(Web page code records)
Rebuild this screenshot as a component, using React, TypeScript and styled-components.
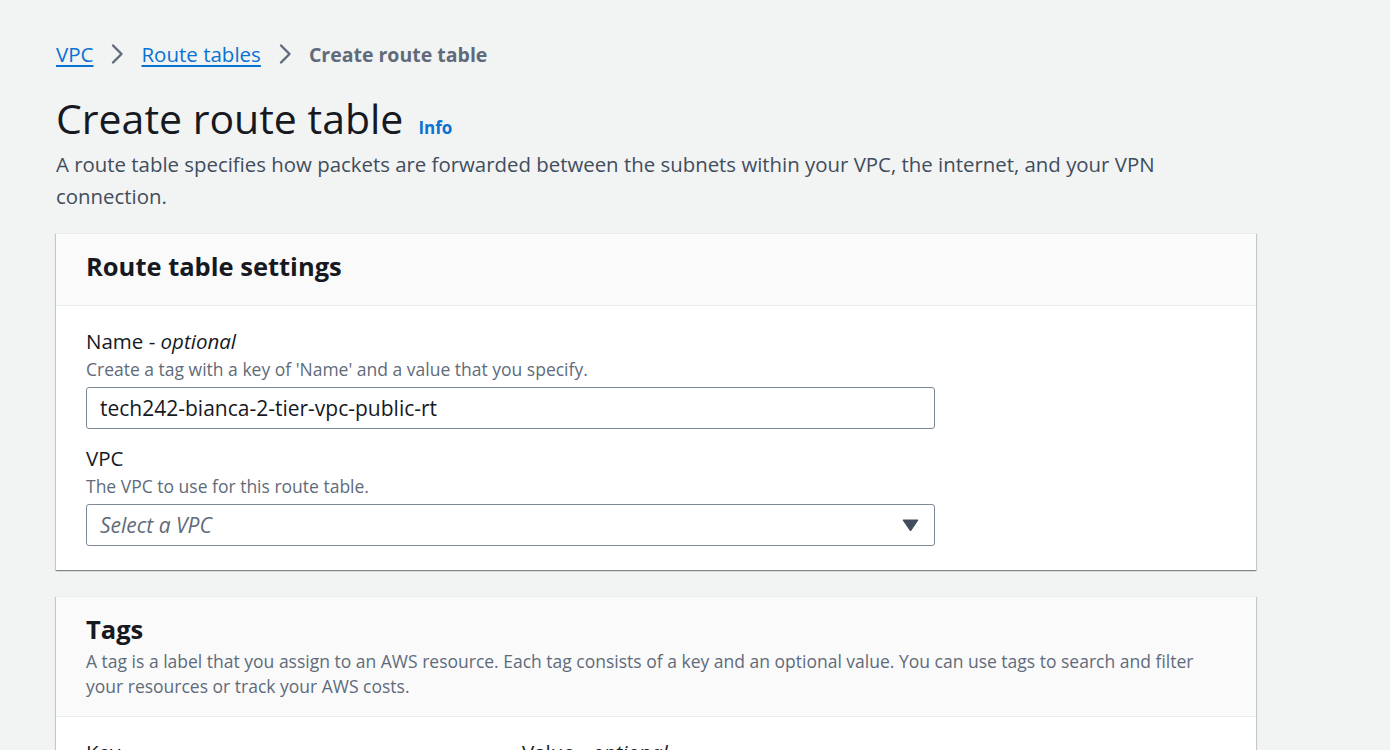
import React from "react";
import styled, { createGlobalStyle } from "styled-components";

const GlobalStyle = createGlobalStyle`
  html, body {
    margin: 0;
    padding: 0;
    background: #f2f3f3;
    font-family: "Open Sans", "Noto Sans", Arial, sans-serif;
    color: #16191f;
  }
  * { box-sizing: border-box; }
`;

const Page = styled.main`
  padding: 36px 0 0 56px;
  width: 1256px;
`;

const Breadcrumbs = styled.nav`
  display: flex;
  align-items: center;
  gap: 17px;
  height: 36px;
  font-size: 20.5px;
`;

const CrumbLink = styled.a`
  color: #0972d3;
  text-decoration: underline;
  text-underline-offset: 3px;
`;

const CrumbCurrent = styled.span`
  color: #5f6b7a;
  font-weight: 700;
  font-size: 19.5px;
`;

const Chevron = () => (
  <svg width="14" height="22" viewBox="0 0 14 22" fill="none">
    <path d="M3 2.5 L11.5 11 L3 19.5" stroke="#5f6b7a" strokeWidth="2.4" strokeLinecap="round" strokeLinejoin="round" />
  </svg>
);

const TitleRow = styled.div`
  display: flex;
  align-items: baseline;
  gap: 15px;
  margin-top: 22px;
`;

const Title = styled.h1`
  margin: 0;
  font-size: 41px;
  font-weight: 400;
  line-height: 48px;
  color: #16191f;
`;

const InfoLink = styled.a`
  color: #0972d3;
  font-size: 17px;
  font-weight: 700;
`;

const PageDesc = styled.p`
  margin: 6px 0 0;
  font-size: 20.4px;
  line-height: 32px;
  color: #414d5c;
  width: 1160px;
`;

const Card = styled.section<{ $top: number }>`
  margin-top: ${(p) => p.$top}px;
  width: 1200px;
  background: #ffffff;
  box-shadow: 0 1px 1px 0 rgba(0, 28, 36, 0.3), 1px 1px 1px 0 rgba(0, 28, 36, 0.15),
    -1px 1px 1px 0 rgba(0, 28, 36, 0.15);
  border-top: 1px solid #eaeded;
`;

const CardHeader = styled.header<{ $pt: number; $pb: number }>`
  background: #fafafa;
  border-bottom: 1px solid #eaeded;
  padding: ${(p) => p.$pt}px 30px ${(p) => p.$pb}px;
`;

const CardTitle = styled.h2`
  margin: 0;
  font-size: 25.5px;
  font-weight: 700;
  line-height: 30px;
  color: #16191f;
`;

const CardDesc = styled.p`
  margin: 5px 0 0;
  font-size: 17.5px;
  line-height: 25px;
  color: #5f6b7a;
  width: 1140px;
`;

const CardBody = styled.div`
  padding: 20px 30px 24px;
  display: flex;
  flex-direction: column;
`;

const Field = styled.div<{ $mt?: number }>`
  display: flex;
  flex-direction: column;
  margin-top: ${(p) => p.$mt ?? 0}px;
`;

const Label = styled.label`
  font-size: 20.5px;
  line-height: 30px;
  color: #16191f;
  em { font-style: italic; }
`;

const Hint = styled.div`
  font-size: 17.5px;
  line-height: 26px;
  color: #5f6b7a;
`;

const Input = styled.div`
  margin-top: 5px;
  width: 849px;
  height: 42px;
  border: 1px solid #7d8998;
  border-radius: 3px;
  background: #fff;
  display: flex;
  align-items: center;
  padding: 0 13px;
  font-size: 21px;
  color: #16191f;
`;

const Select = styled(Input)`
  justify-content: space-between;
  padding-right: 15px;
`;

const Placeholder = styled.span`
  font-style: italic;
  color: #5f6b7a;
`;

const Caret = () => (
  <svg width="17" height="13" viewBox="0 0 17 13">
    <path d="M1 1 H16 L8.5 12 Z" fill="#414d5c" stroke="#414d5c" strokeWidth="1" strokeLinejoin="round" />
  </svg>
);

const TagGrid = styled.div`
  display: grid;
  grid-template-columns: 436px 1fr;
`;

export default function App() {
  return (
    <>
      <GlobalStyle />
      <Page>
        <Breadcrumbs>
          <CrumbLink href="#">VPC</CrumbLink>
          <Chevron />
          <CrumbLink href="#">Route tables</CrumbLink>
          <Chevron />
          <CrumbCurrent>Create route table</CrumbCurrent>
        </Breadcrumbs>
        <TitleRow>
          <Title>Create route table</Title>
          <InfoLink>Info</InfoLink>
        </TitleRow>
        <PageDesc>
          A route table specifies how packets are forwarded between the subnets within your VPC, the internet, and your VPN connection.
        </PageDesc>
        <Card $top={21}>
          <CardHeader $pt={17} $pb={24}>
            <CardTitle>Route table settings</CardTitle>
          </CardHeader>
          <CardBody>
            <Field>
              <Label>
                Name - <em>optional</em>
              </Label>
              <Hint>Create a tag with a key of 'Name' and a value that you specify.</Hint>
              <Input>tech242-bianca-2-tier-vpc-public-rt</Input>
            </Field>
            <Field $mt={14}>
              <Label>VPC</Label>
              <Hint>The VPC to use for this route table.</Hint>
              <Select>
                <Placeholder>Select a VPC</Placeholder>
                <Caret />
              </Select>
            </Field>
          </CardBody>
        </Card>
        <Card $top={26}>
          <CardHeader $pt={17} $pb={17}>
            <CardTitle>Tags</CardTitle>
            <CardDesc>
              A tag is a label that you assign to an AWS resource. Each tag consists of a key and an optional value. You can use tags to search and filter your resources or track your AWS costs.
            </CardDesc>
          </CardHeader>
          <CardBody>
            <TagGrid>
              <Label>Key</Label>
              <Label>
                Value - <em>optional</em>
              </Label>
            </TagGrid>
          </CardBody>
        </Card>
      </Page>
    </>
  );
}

* * *

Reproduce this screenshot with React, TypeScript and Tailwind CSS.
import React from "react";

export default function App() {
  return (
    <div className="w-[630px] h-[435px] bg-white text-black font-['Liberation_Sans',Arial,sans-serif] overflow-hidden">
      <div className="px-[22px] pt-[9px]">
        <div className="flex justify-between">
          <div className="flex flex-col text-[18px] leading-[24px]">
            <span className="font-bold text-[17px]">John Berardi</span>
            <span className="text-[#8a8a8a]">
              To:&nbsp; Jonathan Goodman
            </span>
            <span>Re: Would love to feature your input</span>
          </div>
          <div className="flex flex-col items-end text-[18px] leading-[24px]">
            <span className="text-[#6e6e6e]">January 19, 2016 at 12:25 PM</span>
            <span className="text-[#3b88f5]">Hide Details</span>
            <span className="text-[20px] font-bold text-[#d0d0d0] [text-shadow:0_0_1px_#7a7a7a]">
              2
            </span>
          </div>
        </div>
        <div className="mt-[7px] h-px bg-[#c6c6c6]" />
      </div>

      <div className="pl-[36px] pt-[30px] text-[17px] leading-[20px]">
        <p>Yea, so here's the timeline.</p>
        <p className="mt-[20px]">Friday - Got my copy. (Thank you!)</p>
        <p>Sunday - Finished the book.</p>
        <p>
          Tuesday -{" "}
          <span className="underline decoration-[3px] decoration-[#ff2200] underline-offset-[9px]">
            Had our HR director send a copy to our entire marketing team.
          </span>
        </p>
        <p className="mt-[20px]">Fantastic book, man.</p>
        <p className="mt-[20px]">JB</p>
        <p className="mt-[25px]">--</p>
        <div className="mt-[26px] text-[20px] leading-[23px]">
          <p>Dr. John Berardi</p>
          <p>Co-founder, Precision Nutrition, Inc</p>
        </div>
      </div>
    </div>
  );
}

* _Stated exercise_:
Gather all lines from the listing above in which "components" occurs.

* _Solution for this problem_:
Rebuild this screenshot as a component, using React, TypeScript and styled-components.
import styled, { createGlobalStyle } from "styled-components";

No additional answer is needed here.